◆ **STATED EXERCISE**: Transcribe the material exactly. Images do not belong in the copy.

◆ **GIVEN MATERIAL**:
━━━━━━━━

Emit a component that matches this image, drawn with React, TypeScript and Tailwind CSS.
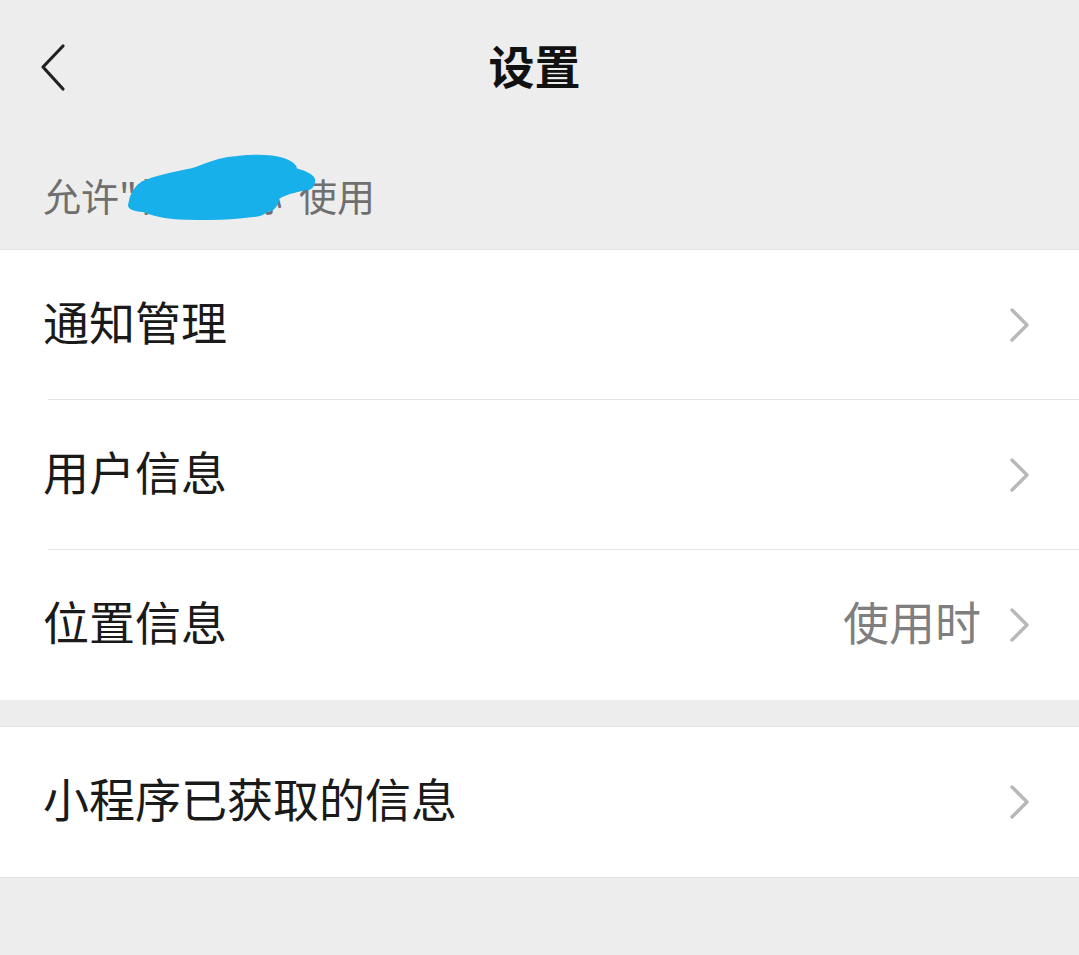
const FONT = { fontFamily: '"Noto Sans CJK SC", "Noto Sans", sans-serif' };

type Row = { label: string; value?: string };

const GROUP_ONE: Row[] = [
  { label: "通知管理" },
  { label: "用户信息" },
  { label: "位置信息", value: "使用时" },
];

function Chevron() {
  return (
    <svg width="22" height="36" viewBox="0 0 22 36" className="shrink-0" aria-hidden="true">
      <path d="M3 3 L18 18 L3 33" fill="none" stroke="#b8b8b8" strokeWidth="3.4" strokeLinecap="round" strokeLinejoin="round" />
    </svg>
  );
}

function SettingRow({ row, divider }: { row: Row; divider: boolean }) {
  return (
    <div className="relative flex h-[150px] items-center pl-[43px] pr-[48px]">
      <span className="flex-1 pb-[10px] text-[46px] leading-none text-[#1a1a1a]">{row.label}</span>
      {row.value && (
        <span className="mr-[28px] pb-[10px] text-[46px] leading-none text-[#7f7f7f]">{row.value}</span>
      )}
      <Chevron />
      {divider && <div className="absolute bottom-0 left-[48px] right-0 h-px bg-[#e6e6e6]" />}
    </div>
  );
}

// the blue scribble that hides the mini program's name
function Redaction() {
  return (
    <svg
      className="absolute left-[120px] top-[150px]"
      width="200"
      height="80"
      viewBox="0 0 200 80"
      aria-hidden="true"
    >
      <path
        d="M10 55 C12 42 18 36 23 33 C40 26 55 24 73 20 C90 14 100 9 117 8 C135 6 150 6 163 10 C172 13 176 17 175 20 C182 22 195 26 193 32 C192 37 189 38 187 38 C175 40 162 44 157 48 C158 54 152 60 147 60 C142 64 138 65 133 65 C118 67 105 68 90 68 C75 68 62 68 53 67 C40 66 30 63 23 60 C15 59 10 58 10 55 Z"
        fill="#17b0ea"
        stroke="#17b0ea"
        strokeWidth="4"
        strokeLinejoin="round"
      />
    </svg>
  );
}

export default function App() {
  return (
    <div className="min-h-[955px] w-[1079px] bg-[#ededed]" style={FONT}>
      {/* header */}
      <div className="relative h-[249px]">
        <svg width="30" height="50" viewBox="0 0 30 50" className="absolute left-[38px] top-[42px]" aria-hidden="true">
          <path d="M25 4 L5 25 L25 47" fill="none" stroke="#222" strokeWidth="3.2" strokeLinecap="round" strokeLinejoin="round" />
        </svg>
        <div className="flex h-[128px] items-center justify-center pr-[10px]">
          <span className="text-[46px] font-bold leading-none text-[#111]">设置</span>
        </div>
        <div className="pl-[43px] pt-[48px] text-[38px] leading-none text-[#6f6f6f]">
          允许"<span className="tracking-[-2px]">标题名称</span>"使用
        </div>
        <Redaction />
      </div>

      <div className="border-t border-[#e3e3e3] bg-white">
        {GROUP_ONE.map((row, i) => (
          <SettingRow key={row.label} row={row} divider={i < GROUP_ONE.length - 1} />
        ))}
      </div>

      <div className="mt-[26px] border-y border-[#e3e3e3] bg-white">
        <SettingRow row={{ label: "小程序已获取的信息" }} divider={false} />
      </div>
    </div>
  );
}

━━━━━━━━

◆ **FINAL RESULT**:
Emit a component that matches this image, drawn with React, TypeScript and Tailwind CSS.
const FONT = { fontFamily: '"Noto Sans CJK SC", "Noto Sans", sans-serif' };

type Row = { label: string; value?: string };

const GROUP_ONE: Row[] = [
  { label: "通知管理" },
  { label: "用户信息" },
  { label: "位置信息", value: "使用时" },
];

function Chevron() {
  return (
    <svg width="22" height="36" viewBox="0 0 22 36" className="shrink-0" aria-hidden="true">
      <path d="M3 3 L18 18 L3 33" fill="none" stroke="#b8b8b8" strokeWidth="3.4" strokeLinecap="round" strokeLinejoin="round" />
    </svg>
  );
}

function SettingRow({ row, divider }: { row: Row; divider: boolean }) {
  return (
    <div className="relative flex h-[150px] items-center pl-[43px] pr-[48px]">
      <span className="flex-1 pb-[10px] text-[46px] leading-none text-[#1a1a1a]">{row.label}</span>
      {row.value && (
        <span className="mr-[28px] pb-[10px] text-[46px] leading-none text-[#7f7f7f]">{row.value}</span>
      )}
      <Chevron />
      {divider && <div className="absolute bottom-0 left-[48px] right-0 h-px bg-[#e6e6e6]" />}
    </div>
  );
}

// the blue scribble that hides the mini program's name
function Redaction() {
  return (
    <svg
      className="absolute left-[120px] top-[150px]"
      width="200"
      height="80"
      viewBox="0 0 200 80"
      aria-hidden="true"
    >
      <path
        d="M10 55 C12 42 18 36 23 33 C40 26 55 24 73 20 C90 14 100 9 117 8 C135 6 150 6 163 10 C172 13 176 17 175 20 C182 22 195 26 193 32 C192 37 189 38 187 38 C175 40 162 44 157 48 C158 54 152 60 147 60 C142 64 138 65 133 65 C118 67 105 68 90 68 C75 68 62 68 53 67 C40 66 30 63 23 60 C15 59 10 58 10 55 Z"
        fill="#17b0ea"
        stroke="#17b0ea"
        strokeWidth="4"
        strokeLinejoin="round"
      />
    </svg>
  );
}

export default function App() {
  return (
    <div className="min-h-[955px] w-[1079px] bg-[#ededed]" style={FONT}>
      {/* header */}
      <div className="relative h-[249px]">
        <svg width="30" height="50" viewBox="0 0 30 50" className="absolute left-[38px] top-[42px]" aria-hidden="true">
          <path d="M25 4 L5 25 L25 47" fill="none" stroke="#222" strokeWidth="3.2" strokeLinecap="round" strokeLinejoin="round" />
        </svg>
        <div className="flex h-[128px] items-center justify-center pr-[10px]">
          <span className="text-[46px] font-bold leading-none text-[#111]">设置</span>
        </div>
        <div className="pl-[43px] pt-[48px] text-[38px] leading-none text-[#6f6f6f]">
          允许"<span className="tracking-[-2px]">标题名称</span>"使用
        </div>
        <Redaction />
      </div>

      <div className="border-t border-[#e3e3e3] bg-white">
        {GROUP_ONE.map((row, i) => (
          <SettingRow key={row.label} row={row} divider={i < GROUP_ONE.length - 1} />
        ))}
      </div>

      <div className="mt-[26px] border-y border-[#e3e3e3] bg-white">
        <SettingRow row={{ label: "小程序已获取的信息" }} divider={false} />
      </div>
    </div>
  );
}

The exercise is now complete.